### GIVEN EXERCISE
Exactly retype the lines from the top of the data through the line containing "boolean; disabled?: boolean", leaving out every picture.

### RAW DATA
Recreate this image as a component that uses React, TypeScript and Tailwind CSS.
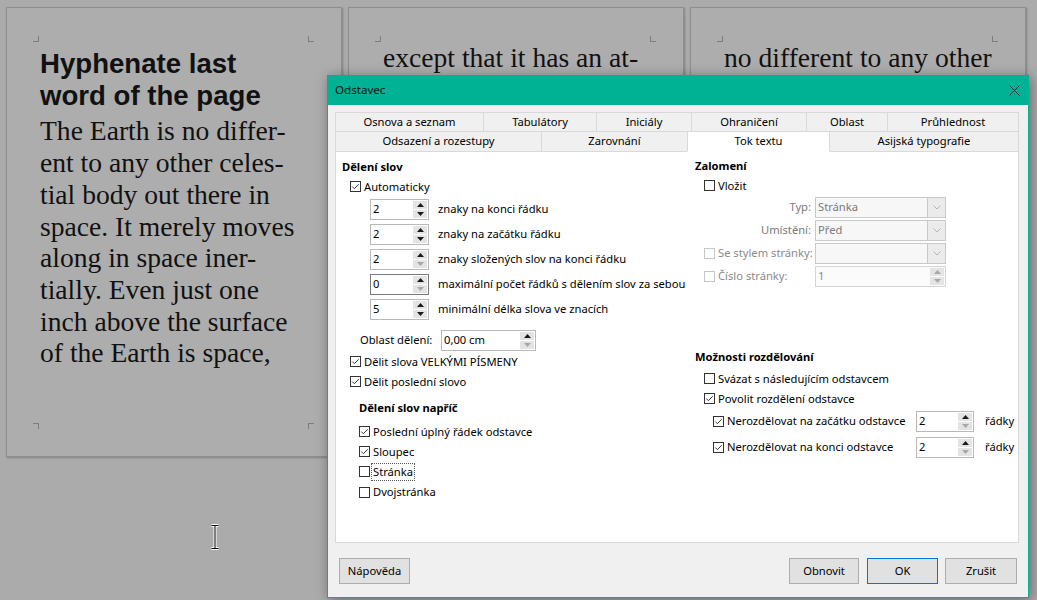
import React from "react";

type CheckProps = { checked?: boolean; disabled?: boolean };

function Check({ checked = false, disabled = false }: CheckProps) {
  const c = disabled ? "#c6c6c6" : "#333333";
  return (
    <svg width="11" height="11" viewBox="0 0 11 11" className="shrink-0">
      <rect x="0.5" y="0.5" width="10" height="10" fill="white" stroke={c} />
      {checked && (
        <path d="M2.3 5.6 L4.4 7.7 L8.7 3.2" fill="none" stroke={c} strokeWidth="1" />
      )}
    </svg>
  );
}

function CheckLabel({
  checked,
  disabled,
  children,
  focus,
}: CheckProps & { children: React.ReactNode; focus?: boolean }) {
  return (
    <div className="flex items-center gap-[3px]">
      <Check checked={checked} disabled={disabled} />
      <span
        className={`${disabled ? "text-[#8a8a8a]" : "text-black"} ${
          focus ? "outline outline-1 outline-dotted outline-[#555] px-[1px] -ml-[1px]" : ""
        }`}
      >
        {children}
      </span>
    </div>
  );
}

function Tri({ up, color }: { up: boolean; color: string }) {
  return (
    <svg width="7" height="4" viewBox="0 0 7 4">
      <path d={up ? "M0 4 L3.5 0 L7 4 Z" : "M0 0 L3.5 4 L7 0 Z"} fill={color} />
    </svg>
  );
}

function Spin({
  value,
  wClass,
  dark,
  downDim,
  disabled,
}: {
  value: string;
  wClass: string;
  dark?: boolean;
  downDim?: boolean;
  disabled?: boolean;
}) {
  const border = dark ? "border-[#7a7a7a]" : disabled ? "border-[#d4d4d4]" : "border-[#b9b9b9]";
  const upC = disabled ? "#a8a8a8" : "#1a1a1a";
  const downC = disabled || downDim ? "#a8a8a8" : "#1a1a1a";
  return (
    <div className={`flex h-[21px] border ${border} ${disabled ? "bg-[#fbfbfb]" : "bg-white"} ${wClass}`}>
      <div className={`flex-1 flex items-center pl-[2px] ${disabled ? "text-[#8a8a8a]" : "text-black"}`}>
        {value}
      </div>
      <div className="flex flex-col w-[15px] py-[1px] pr-[1px] gap-[1px]">
        <div className="flex-1 bg-[#e4e4e4] flex items-center justify-center">
          <Tri up color={upC} />
        </div>
        <div className="flex-1 bg-[#e4e4e4] flex items-center justify-center">
          <Tri up={false} color={downC} />
        </div>
      </div>
    </div>
  );
}

function Combo({ value }: { value: string }) {
  return (
    <div className="flex h-[21px] w-[131px] border border-[#c9c9c9] bg-[#f7f7f7]">
      <div className="flex-1 flex items-center pl-[2px] text-[#7a7a7a]">{value}</div>
      <div className="w-[18px] border-l border-[#c9c9c9] bg-[#ebebeb] flex items-center justify-center">
        <svg width="8" height="5" viewBox="0 0 8 5">
          <path d="M0.5 0.5 L4 4 L7.5 0.5" fill="none" stroke="#b5b5b5" strokeWidth="1" />
        </svg>
      </div>
    </div>
  );
}

function Corner({ pos }: { pos: "tl" | "tr" | "bl" | "br" }) {
  const cls =
    pos === "tl"
      ? "left-[26px] top-[28px] border-r border-b"
      : pos === "tr"
      ? "right-[27px] top-[28px] border-l border-b"
      : pos === "bl"
      ? "left-[26px] bottom-[27px] border-r border-t"
      : "right-[27px] bottom-[27px] border-l border-t";
  return <div className={`absolute w-[6px] h-[6px] border-[#7d7d7d] ${cls}`} />;
}

function Page({ wClass, children }: { wClass: string; children: React.ReactNode }) {
  return (
    <div
      className={`relative h-[450px] shrink-0 bg-[#adadad] border border-[#8e8e8e] shadow-[1px_1px_2px_rgba(0,0,0,0.25)] ${wClass}`}
    >
      <Corner pos="tl" />
      <Corner pos="tr" />
      <Corner pos="bl" />
      <Corner pos="br" />
      {children}
    </div>
  );
}

const serif = "font-['Liberation_Serif',serif] text-[27.6px] leading-[31.7px] text-[#111]";

function Tab({ label, wClass, active }: { label: string; wClass: string; active?: boolean }) {
  return (
    <div
      className={`-ml-px first:ml-0 h-full flex items-center justify-center border border-[#d9d9d9] ${
        active ? "bg-white border-b-white relative z-10" : "bg-[#f0f0f0]"
      } ${wClass}`}
    >
      {label}
    </div>
  );
}

export default function App() {
  return (
    <div className="relative w-[1037px] h-[600px] overflow-hidden bg-[#ababab]">
      {/* document pages */}
      <div className="flex pt-[7px] pl-[6px] gap-[6px]">
        <Page wClass="w-[336px]">
          <div className="pl-[33px] pt-[40px]">
            <div className="font-['Liberation_Sans',sans-serif] font-bold text-[27.6px] leading-[31.7px] text-[#111]">
              <div>Hyphenate last</div>
              <div>word of the page</div>
            </div>
            <div className={`${serif} mt-[4px]`}>
              <div>The Earth is no differ-</div>
              <div>ent to any other celes-</div>
              <div>tial body out there in</div>
              <div>space. It merely moves</div>
              <div>along in space iner-</div>
              <div>tially. Even just one</div>
              <div>inch above the surface</div>
              <div>of the Earth is space,</div>
            </div>
          </div>
        </Page>
        <Page wClass="w-[336px]">
          <div className={`${serif} pl-[34px] pt-[34px]`}>
            <div>except that it has an at-</div>
            <div>mosphere. Anything that</div>
          </div>
        </Page>
        <Page wClass="w-[336px]">
          <div className={`${serif} pl-[33px] pt-[34px]`}>
            <div>no different to any other</div>
            <div>celestial body out there</div>
          </div>
        </Page>
      </div>

      {/* text cursor */}
      <svg className="absolute left-[209px] top-[523px]" width="12" height="28" viewBox="0 0 12 28">
        <path d="M2.5 2.5 H9.5 M6 2.5 V25.5 M2.5 25.5 H9.5" stroke="white" strokeWidth="3" fill="none" />
        <path d="M2.5 2.5 H9.5 M6 2.5 V25.5 M2.5 25.5 H9.5" stroke="black" strokeWidth="1" fill="none" />
      </svg>

      {/* dialog */}
      <div className="absolute left-[327px] top-[75px] w-[702px] h-[523px] border border-[#00b294] bg-[#f0f0f0] shadow-[2px_2px_12px_rgba(0,0,0,0.4)] flex flex-col font-['Noto_Sans',sans-serif] text-[11.2px] text-black">
        <div className="h-[29px] shrink-0 bg-[#00b294] flex items-center justify-between pl-[7px] pr-[8px] text-[#111]">
          <span className="text-[11.6px] -mt-px">Odstavec</span>
          <svg width="11" height="11" viewBox="0 0 11 11">
            <path d="M0.5 0.5 L10.5 10.5 M10.5 0.5 L0.5 10.5" stroke="#1b1b1b" strokeWidth="0.9" />
          </svg>
        </div>

        <div className="ml-[7px] mt-[7px] w-[684px] flex flex-col">
          <div className="flex h-[20px]">
            <Tab label="Osnova a seznam" wClass="w-[149px]" />
            <Tab label="Tabulátory" wClass="w-[114px]" />
            <Tab label="Iniciály" wClass="w-[96px]" />
            <Tab label="Ohraničení" wClass="w-[116px]" />
            <Tab label="Oblast" wClass="w-[82px]" />
            <Tab label="Průhlednost" wClass="flex-1" />
          </div>
          <div className="flex h-[21px] -mt-px">
            <Tab label="Odsazení a rozestupy" wClass="w-[207px]" />
            <Tab label="Zarovnání" wClass="w-[147px]" />
            <Tab label="Tok textu" wClass="w-[143px]" active />
            <Tab label="Asijská typografie" wClass="flex-1" />
          </div>

          <div className="-mt-px h-[392px] bg-white border border-[#d9d9d9] flex">
            {/* left column */}
            <div className="w-[359px] shrink-0 flex flex-col pt-[6px]">
              <div className="h-[19px] flex items-center ml-[6px] font-bold">Dělení slov</div>
              <div className="h-[20px] flex items-center ml-[14px]">
                <CheckLabel checked>Automaticky</CheckLabel>
              </div>
              {[
                ["2", "znaky na konci řádku", false, false],
                ["2", "znaky na začátku řádku", false, false],
                ["2", "znaky složených slov na konci řádku", false, true],
                ["0", "maximální počet řádků s dělením slov za sebou", true, true],
                ["5", "minimální délka slova ve znacích", false, false],
              ].map(([v, l, dark, dim], i) => (
                <div key={i} className="h-[25px] flex items-center ml-[34px]">
                  <Spin value={v as string} wClass="w-[59px]" dark={dark as boolean} downDim={dim as boolean} />
                  <span className="ml-[9px]">{l as string}</span>
                </div>
              ))}
              <div className="h-[26px] mt-[5px] flex items-center ml-[24px]">
                <div className="w-[81px]">Oblast dělení:</div>
                <Spin value="0,00 cm" wClass="w-[95px]" downDim />
              </div>
              <div className="h-[20px] -mt-px flex items-center ml-[14px]">
                <CheckLabel checked>Dělit slova VELKÝMI PÍSMENY</CheckLabel>
              </div>
              <div className="h-[20px] flex items-center ml-[14px]">
                <CheckLabel checked>Dělit poslední slovo</CheckLabel>
              </div>
              <div className="h-[20px] mt-[6px] flex items-center ml-[23px] font-bold">Dělení slov napříč</div>
              <div className="h-[20px] mt-[4px] flex items-center ml-[23px]">
                <CheckLabel checked>Poslední úplný řádek odstavce</CheckLabel>
              </div>
              <div className="h-[20px] flex items-center ml-[23px]">
                <CheckLabel checked>Sloupec</CheckLabel>
              </div>
              <div className="h-[20px] flex items-center ml-[23px]">
                <CheckLabel focus>Stránka</CheckLabel>
              </div>
              <div className="h-[21px] flex items-center ml-[23px]">
                <CheckLabel>Dvojstránka</CheckLabel>
              </div>
            </div>

            {/* right column */}
            <div className="flex-1 flex flex-col pt-[5px]">
              <div className="h-[19px] flex items-center font-bold">Zalomení</div>
              <div className="h-[20px] flex items-center ml-[9px]">
                <CheckLabel>Vložit</CheckLabel>
              </div>
              <div className="h-[23px] flex items-center">
                <div className="w-[120px] pr-[4px] text-right text-[#7a7a7a]">Typ:</div>
                <Combo value="Stránka" />
              </div>
              <div className="h-[23px] flex items-center">
                <div className="w-[120px] pr-[4px] text-right text-[#7a7a7a]">Umístění:</div>
                <Combo value="Před" />
              </div>
              <div className="h-[23px] flex items-center">
                <div className="w-[120px] pl-[9px]">
                  <CheckLabel disabled>Se stylem stránky:</CheckLabel>
                </div>
                <Combo value="" />
              </div>
              <div className="h-[23px] flex items-center">
                <div className="w-[120px] pl-[9px]">
                  <CheckLabel disabled>Číslo stránky:</CheckLabel>
                </div>
                <Spin value="1" wClass="w-[131px]" disabled />
              </div>

              <div className="h-[20px] mt-[59px] flex items-center font-bold">Možnosti rozdělování</div>
              <div className="h-[20px] mt-[2px] flex items-center ml-[9px]">
                <CheckLabel>Svázat s následujícím odstavcem</CheckLabel>
              </div>
              <div className="h-[20px] flex items-center ml-[9px]">
                <CheckLabel checked>Povolit rozdělení odstavce</CheckLabel>
              </div>
              <div className="h-[25px] flex items-center ml-[18px]">
                <div className="w-[203px]">
                  <CheckLabel checked>Nerozdělovat na začátku odstavce</CheckLabel>
                </div>
                <Spin value="2" wClass="w-[58px]" downDim />
                <span className="ml-[11px]">řádky</span>
              </div>
              <div className="h-[25px] mt-[1px] flex items-center ml-[18px]">
                <div className="w-[203px]">
                  <CheckLabel checked>Nerozdělovat na konci odstavce</CheckLabel>
                </div>
                <Spin value="2" wClass="w-[58px]" downDim />
                <span className="ml-[11px]">řádky</span>
              </div>
            </div>
          </div>
        </div>

        {/* buttons */}
        <div className="mt-[15px] px-[11px] flex items-center">
          <button className="h-[26px] w-[71px] bg-[#e1e1e1] border border-[#adadad]">Nápověda</button>
          <div className="flex-1" />
          <button className="h-[26px] w-[70px] bg-[#e1e1e1] border border-[#adadad]">Obnovit</button>
          <button className="h-[26px] w-[71px] ml-[8px] bg-[#e1e1e1] border border-[#0078d7]">OK</button>
          <button className="h-[26px] w-[72px] ml-[7px] bg-[#e1e1e1] border border-[#adadad]">Zrušit</button>
        </div>
      </div>
    </div>
  );
}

### OUTPUT
Recreate this image as a component that uses React, TypeScript and Tailwind CSS.
import React from "react";

type CheckProps = { checked?: boolean; disabled?: boolean };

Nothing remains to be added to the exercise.